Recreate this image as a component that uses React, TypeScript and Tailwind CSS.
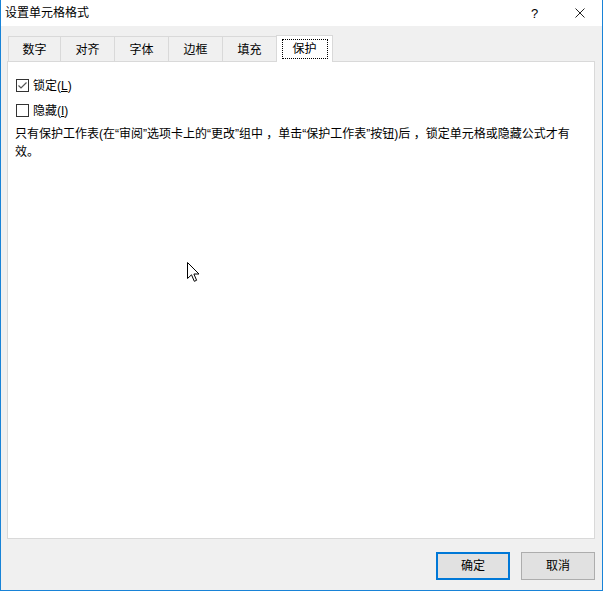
import React from 'react';

const tabs = ['数字', '对齐', '字体', '边框', '填充'];

const Check = ({ checked }: { checked: boolean }) => (
  <span className="w-[13px] h-[13px] border border-[#333333] bg-white flex items-center justify-center shrink-0">
    {checked && (
      <svg width="11" height="11" viewBox="0 0 11 11">
        <polyline points="1.5,5.5 4,8 9.5,2.5" fill="none" stroke="#555555" strokeWidth="1.2" />
      </svg>
    )}
  </span>
);

const App: React.FC = () => {
  return (
    <div className="relative w-[603px] h-[591px] bg-[#f0f0f0] border-x border-b border-[#1883d7] flex flex-col text-[12px] text-black font-['Liberation_Sans','Noto_Sans_CJK_SC',sans-serif] select-none">
      {/* 标题栏 */}
      <div className="h-[26px] bg-white flex items-center shrink-0">
        <span className="pl-[4px] leading-[14px]">设置单元格格式</span>
        <div className="ml-auto flex items-center h-full">
          <span className="w-[45px] text-center text-[13px] leading-none">?</span>
          <span className="w-[45px] h-full flex items-center justify-center">
            <svg width="10" height="10" viewBox="0 0 10 10">
              <path d="M0.5 0.5 L9.5 9.5 M9.5 0.5 L0.5 9.5" stroke="#222" strokeWidth="1" />
            </svg>
          </span>
        </div>
      </div>

      <div className="flex-1 flex flex-col pl-[6px] pr-[7px] pt-[9px]">
        {/* 选项卡 */}
        <div className="flex items-end pl-[1px] h-[27px] relative z-10 -mb-[1px]">
          {tabs.map((t, i) => (
            <div
              key={t}
              className={`${i === 0 ? 'w-[52px]' : 'w-[54px]'} h-[25px] mb-[1px] border-l border-t border-[#d9d9d9] bg-[#f0f0f0] flex items-center justify-center leading-[14px] pt-[1px]`}
            >
              {t}
            </div>
          ))}
          <div className="w-[57px] h-[27px] border-x border-t border-[#d9d9d9] bg-white flex items-center justify-center pb-[1px]">
            <span className="w-[46px] h-[20px] border border-dotted border-black flex items-center justify-center leading-[14px]">
              保护
            </span>
          </div>
        </div>

        {/* 面板 */}
        <div className="h-[478px] bg-white border border-[#d9d9d9] pl-[8px] pt-[17px]">
          <label className="flex items-center gap-[4px] h-[13px]">
            <Check checked />
            <span className="leading-[14px]">
              锁定(<span className="underline">L</span>)
            </span>
          </label>
          <label className="flex items-center gap-[4px] h-[13px] mt-[12px]">
            <Check checked={false} />
            <span className="leading-[14px]">
              隐藏(<span className="underline">I</span>)
            </span>
          </label>
          <p className="mt-[8px] -ml-[1px] leading-[18px]">
            只有保护工作表(在“审阅”选项卡上的“更改”组中 ，单击“保护工作表”按钮)后 ，锁定单元格或隐藏公式才有
            <br />
            效。
          </p>
        </div>

        {/* 按钮 */}
        <div className="flex justify-end gap-[11px] pt-[13px]">
          <button className="w-[74px] h-[28px] bg-[#e1e1e1] border-2 border-[#0078d7] leading-[14px]">确定</button>
          <button className="w-[74px] h-[28px] bg-[#e1e1e1] border border-[#adadad] leading-[14px]">取消</button>
        </div>
      </div>

      {/* 鼠标指针 */}
      <svg className="absolute left-[186px] top-[262px]" width="13" height="21" viewBox="0 0 13 21">
        <path d="M0.5 0.5 L0.5 16.5 L4.5 12.8 L7.3 19.3 L9.6 18.3 L6.9 12 L12 12 Z" fill="white" stroke="black" strokeWidth="1" />
      </svg>
    </div>
  );
};

export default App;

◆ ◆ ◆

**Problem statement**
Restate each line from the start of the listing through the line bearing "const tabs = ['数字', '对齐', '字体', '边框', '填充'];" word for word. Drop the pictures.

**Answer for the task**
Recreate this image as a component that uses React, TypeScript and Tailwind CSS.
import React from 'react';

const tabs = ['数字', '对齐', '字体', '边框', '填充'];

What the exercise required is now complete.